Expression seems central to his approach. "I can buy a roadmap from here to Northampton, but the road is 60 feet wide. So I can stay on that road, but Christ, I could go all the way over there to the other side of the lane, or cut over when there's no traffic and come back, or I could stay right in my lane. I could run a couple of lights. I could go 90 over the bridge. I could do all those things and still stay on the road. When you see the printed page, it's a roadmap, but there are lots of things that personalize it. Every day I blow away somebody who can do things on the instrument that I can just dream I could. My favorite line is, 'Boy, if I could play like him, I wouldn't.'"

For much more of Vadas' interview and some excerpts of his playing, check out the online version of this story at

You can see Ed Vadas on Wednesdays at 8 p.m. at Bishop's Lounge in Northampton with a first set with Sue Burkhardt in a duo project dubbed Ameri-MF-cana, and the rest with The Fabulous Heavyweights.

- The Valley Advocate 10/11/2007

"Ed Vadas & Sue Burkhart: AmeriMF-cana CD Review"

Ed Vadas & Sue Burkhart: Ameri-MF-Cana
(Cranus Records)

Thursday, November 01, 2007

by Casey Hayman

Now what ever could the MF in Ameri-MF-Cana (the new album from Ed Vadas and Sue Burkhart) stand for? Mastodon Fur? Mustachioed Frenchman? Michael Flatley? I'll leave it to your imagination, but suffice to say Burkhart and Vadas are not content with the same-old-same-old smoothed-out, harmless blues/folk/roots music. The new album from the Valley blues stalwarts is less coffee shop and more honky tonk, and thank the MF'ing blues gods for that.
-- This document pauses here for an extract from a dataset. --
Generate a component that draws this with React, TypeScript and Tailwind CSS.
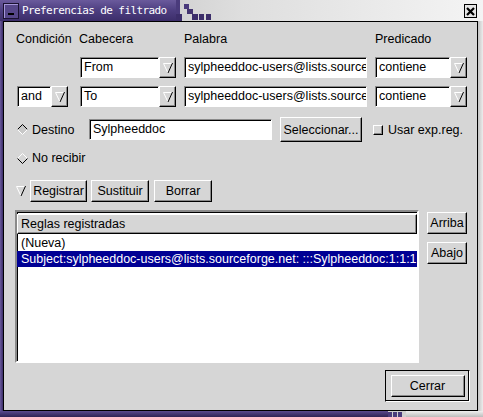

The duo runs the gamut from traditional ("Black-eyed Susan") to Duke Ellington ("Do Nothin' Till You Hear From Me") to Tom Waits ("Jersey Girl") with a pretty Burkhart original ("I Want a Rock") thrown in. Vadas has a voice that was meant to sing the blues; and as clich as it may be to talk about blues singers in "you either got it, or you don't" kind of terms, Vadas has got the blues, plain and simple. Sue Burkhart seems to have them as well, and the two sing passionately and playfully, and the fact that they seem to be genuinely enjoying themselves really comes across in the recording. A couple of my favorite tunes on the album are the Merle Haggard and Bonnie Owens song "Today I Started Lovin' You Again" and the traditional "Rye Whiskey/Whiskey Before Breakfast". Now that's the kind of Americana attitude that this MF'er can get down with.

- Springfield Rebublican


Throughout their different careers Sue and Ed have appeared on 16 CDs 10 of which when either Ed or Sue were the featured artist. They are just now releasing their first disc since forming the acoustic duo....
the self titled "Ameri-mf-cana".



Dave Sokol, noted music critic and editor once wrote of Ed Vadas and Sue Burkhart’s musical treat, Ameri-mf-cana…"an arresting blend of folk, Jazz, old timey, and purely original material performed in an eclectic, humorous, sophisticated, and slightly twisted manner, drenched in a rich slathering sauce of blues!"

With Ed the “M” and Sue the “F”, Ameri-MF-cana brings their unique blend of personalities and highly crafted renditions of rare chestnuts from America’s rich musical heritage as well as classic interpretations of tunes that they have written, to venues large and small across America. Small coffeehouse in church basements in rural vermont,
Performing Arts Center in Easthampton, MA, hip concert venue at Wesleyan University in CT, A large Blues bar in the Florida keys and a crammed NYC nightclub have all warmed to Ameri-mf-cana and their dedication to great music and lots of laughs!

Whatever the genre, they play with fire and exuberance. From the Ledbelly tune "Poor Howard", Dylan's "I'll be your baby tonight!", Duke Ellington's "Do Nothing Til You Hear From Me" to Merle Haggard's "Today I Started Loving you again!", Tom Wait's "Jersy Girl", and the old Stringband favorite "Who Broke the Lock on the Henhouse Door" songs by Muddy Water, Patsy Cline, you name it. people have embraced the duos eclectic approach.

In the live show. there are other styles included...a couple of jazz scat tunes a la Lambert, Hendrix and Ross, , a number of well crafted original tunes penned by Sue or Ed, a smattering of bluegrass and traditional folk, all drenched in a rich slathering sauce of blues!

A deep love of roots music drove them to learn the varied styles and be able to play and sing them with feeling they deserve. Reading their personal bios will reveal how they can traverse these many genres and still be "authentic". Between Sue's command of the jazz and classical guitar and her doubling on the mandolin and Ed's mastery of the old blues and finger-picking guitar styles and his harmonica skills, the two explode on stage with a grand musical excitement.

Both musicians sing somewhere on most every song, often employing a sort of "blues" or "red neck" harmony. Still, on other tunes they get "downright pretty"! And that is the half of it!

The other side of "Ameri-MF-cana" is the way the personalities collide on stage... both Sue and Ed have no problem saying anything that pops into their mind.... they have been known to find something funny and just laugh uncontrolably for what seems minutes before they can continue. They don't really want to advertise that they are funny, but given the opportunity, it gets "fair to partly funny" sometime in most every unplanned outing.